I recommend you now read through the nltk book , chapter by chapter, so that you have some idea of what the available techniques and tools are. It's the approach that matters, so don't get bogged down in comparisons of specific machine learning engines.

I'm afraid the algorithm that fills the gaps has not yet been invented. If the gaps were strongly correlated or had some sort of causality you might be able to model that with some sort of Bayesian model. Still with the amount of data you have this is pretty much impossible.

Now on the more practical side of things. You can take two approaches:

  1. Treat the problem as a document-level task in which case you can just take all rows with a label and train on them and infer the labels/values of the rest. You should look at Naïve Bayes, Multi-class SVM, MaxEnt, etc. for the categorical columns and linear regression for predicting the numerical values.
  2. Treat the problem as an information extraction task in which case you have to add the annotation you mentioned inside the text and train a sequence model. You should look at CRF, structured SVM, HMM, etc. Actually, you could look at some systems that adapt multiclass classifiers to sequence labeling tasks, eg SVMTool for POS tagging (can be adapted to most sequence labeling tasks).

Now about the problems, you will face. In 1. it is very unlikely that you will predict the date of the record with any algorithm. It might be possible to roughly predict the patient age as this is something that usually correlates with diseases, etc. And it's very very unlikely that you will be able to even set up the disease column as an entity extraction task.

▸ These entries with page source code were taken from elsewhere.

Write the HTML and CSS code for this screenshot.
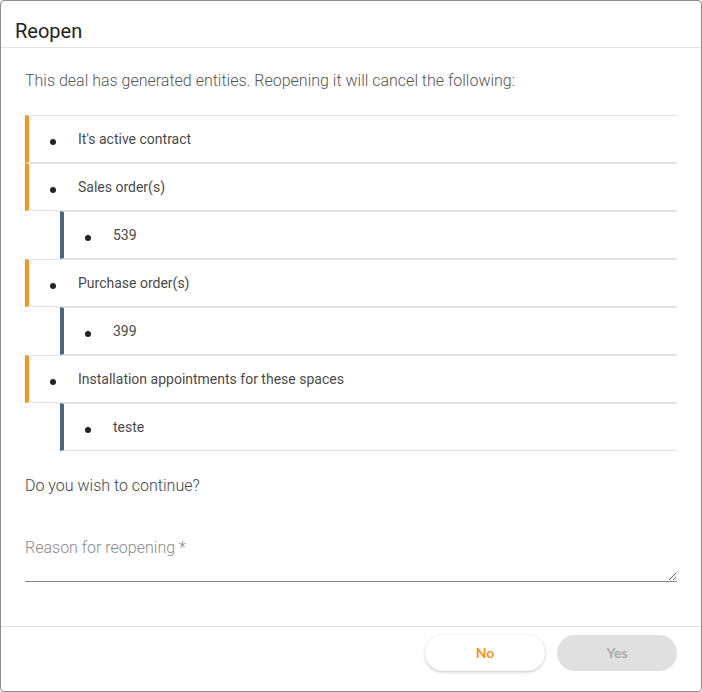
FILE: index.html
```html
<!DOCTYPE html>
<html>
<head>
<meta charset="utf-8">
<link rel="stylesheet" href="styles.css">
</head>
<body>
<div class="dialog">
  <div class="dialog-header">
    <h2 class="dialog-title">Reopen</h2>
  </div>
  <div class="dialog-body">
    <p class="intro">This deal has generated entities. Reopening it will cancel the following:</p>
    <ul class="entity-list">
      <li class="entity"><span class="dot"></span><span class="label">It's active contract</span></li>
      <li class="entity"><span class="dot"></span><span class="label">Sales order(s)</span></li>
      <li class="entity child"><span class="dot"></span><span class="label">539</span></li>
      <li class="entity"><span class="dot"></span><span class="label">Purchase order(s)</span></li>
      <li class="entity child"><span class="dot"></span><span class="label">399</span></li>
      <li class="entity"><span class="dot"></span><span class="label">Installation appointments for these spaces</span></li>
      <li class="entity child"><span class="dot"></span><span class="label">teste</span></li>
    </ul>
    <p class="question">Do you wish to continue?</p>
    <textarea class="reason" placeholder="Reason for reopening *"></textarea>
  </div>
  <div class="dialog-footer">
    <button class="btn btn-no">No</button>
    <button class="btn btn-yes" disabled>Yes</button>
  </div>
</div>
</body>
</html>
```
FILE: styles.css
```css
* { box-sizing: border-box; }
html, body { margin: 0; padding: 0; background: #fff; }
body { font-family: Roboto, "Noto Sans", sans-serif; }

.dialog {
  width: 702px;
  height: 692px;
  border: 1px solid #8c8c8c;
  border-radius: 4px;
  background: #fff;
  display: flex;
  flex-direction: column;
}

.dialog-header {
  height: 47px;
  padding: 18px 14px 0;
  border-bottom: 1px solid #e2e2e2;
}
.dialog-title {
  margin: 0;
  font-size: 20px;
  line-height: 24px;
  font-weight: 400;
  color: #222;
}

.dialog-body {
  flex: 1;
  padding: 0 24px;
}

.intro {
  margin: 22px 0 23px;
  font-size: 16px;
  line-height: 22px;
  font-weight: 300;
  color: #555;
}

.entity-list {
  list-style: none;
  margin: 0;
  padding: 0;
}
.entity {
  display: flex;
  align-items: center;
  height: 48px;
  border-top: 1px solid #e3e3e3;
  border-bottom: 1px solid #e3e3e3;
  border-left: 4px solid #f7941d;
  font-size: 14px;
  color: #4a4a4a;
}
.entity.child {
  margin-left: 35px;
  border-left-color: #466a84;
}
.dot {
  width: 6px;
  height: 6px;
  border-radius: 50%;
  background: #222;
  margin-left: 21px;
  margin-top: 5px;
  flex: none;
}
.label {
  margin-left: 22px;
}

.question {
  margin: 24px 0 0;
  font-size: 16px;
  line-height: 22px;
  font-weight: 300;
  color: #444;
}

.reason {
  display: block;
  width: 100%;
  height: 47px;
  margin-top: 38px;
  padding: 2px 0 0;
  border: none;
  border-bottom: 1px solid #888;
  font-family: Roboto, sans-serif;
  font-size: 16px;
  line-height: 22px;
  font-weight: 300;
  color: #333;
  resize: vertical;
  outline: none;
}
.reason::placeholder { color: #8a8a8a; }

.dialog-footer {
  height: 65px;
  border-top: 1px solid #e2e2e2;
  padding: 8px 24px 0;
  display: flex;
  justify-content: flex-end;
  gap: 12px;
}
.btn {
  width: 120px;
  height: 36px;
  padding: 0 0 2px;
  border-radius: 18px;
  border: none;
  font-family: Lato, sans-serif;
  font-weight: 700;
  font-size: 14px;
}
.btn-no {
  background: #fff;
  color: #f7941d;
  box-shadow: 0 1px 3px rgba(0,0,0,0.25);
}
.btn-yes {
  background: #e0e0e0;
  color: #aaa;
}
```
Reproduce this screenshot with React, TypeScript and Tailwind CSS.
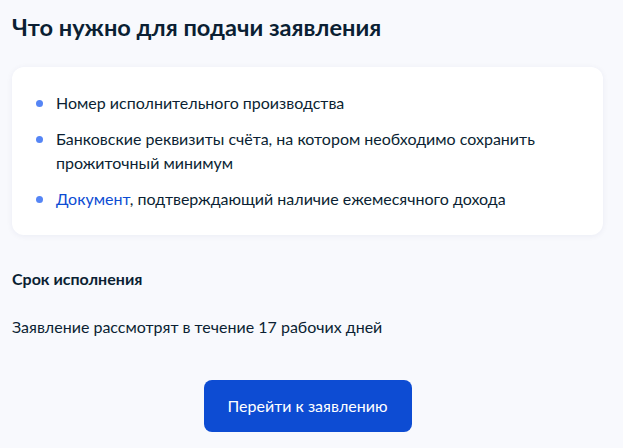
import React from 'react';

const items: React.ReactNode[] = [
  'Номер исполнительного производства',
  'Банковские реквизиты счёта, на котором необходимо сохранить прожиточный минимум',
  <>
    <a href="#" className="text-[#0d4cd3]">Документ</a>, подтверждающий наличие ежемесячного дохода
  </>,
];

export default function App() {
  return (
    <div className="min-h-[448px] bg-[#f8f9fd] pl-3 pr-5 pt-[14px] font-['Lato',sans-serif] text-[#0b1f33]">
      <h2 className="text-[23.6px] font-bold leading-[26px]">Что нужно для подачи заявления</h2>

      <div className="mt-[27px] rounded-xl bg-white px-6 py-6 shadow-[0_1px_6px_rgba(0,30,100,0.06)]">
        <ul className="flex flex-col gap-3">
          {items.map((item, i) => (
            <li key={i} className="flex text-[16px] leading-6">
              <span className="mr-[13px] mt-[9px] h-[7px] w-[7px] shrink-0 rounded-full bg-[#5585f5]" />
              <span>{item}</span>
            </li>
          ))}
        </ul>
      </div>

      <div className="mt-8 text-[16px] font-bold leading-6">Срок исполнения</div>
      <p className="mt-6 text-[16px] leading-6">Заявление рассмотрят в течение 17 рабочих дней</p>

      <div className="mt-[41px] flex justify-center">
        <button className="h-[52px] w-[208px] rounded-lg bg-[#0d4cd3] text-[16px] text-white">
          Перейти к заявлению
        </button>
      </div>
    </div>
  );
}
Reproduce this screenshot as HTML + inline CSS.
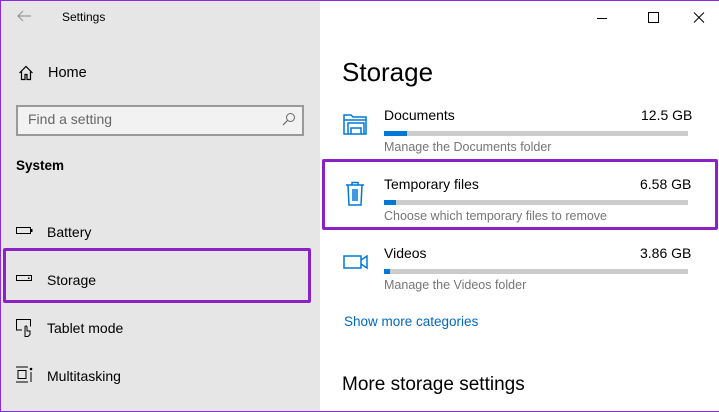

If I have to solve your problem I would probably pick approach 2. which is imho the correct approach but could is also quite a bit of work. In that case, you will need to create markup annotations yourself. A good starting point is an annotation tool called brat . Once you have your annotations, you could develop a classifier in the style of CoNLL-2003 .

What you are trying to achieve seems quite a bit, especially with 1000 records. I think (depending on your data) you may be better off using ready products instead of building them yourself. There are open source and commercial products that might be able to use -- lexigram.io has an API, MetaMap and Apache cTAKES are state-of-the-art open source tools for clinical entity extraction.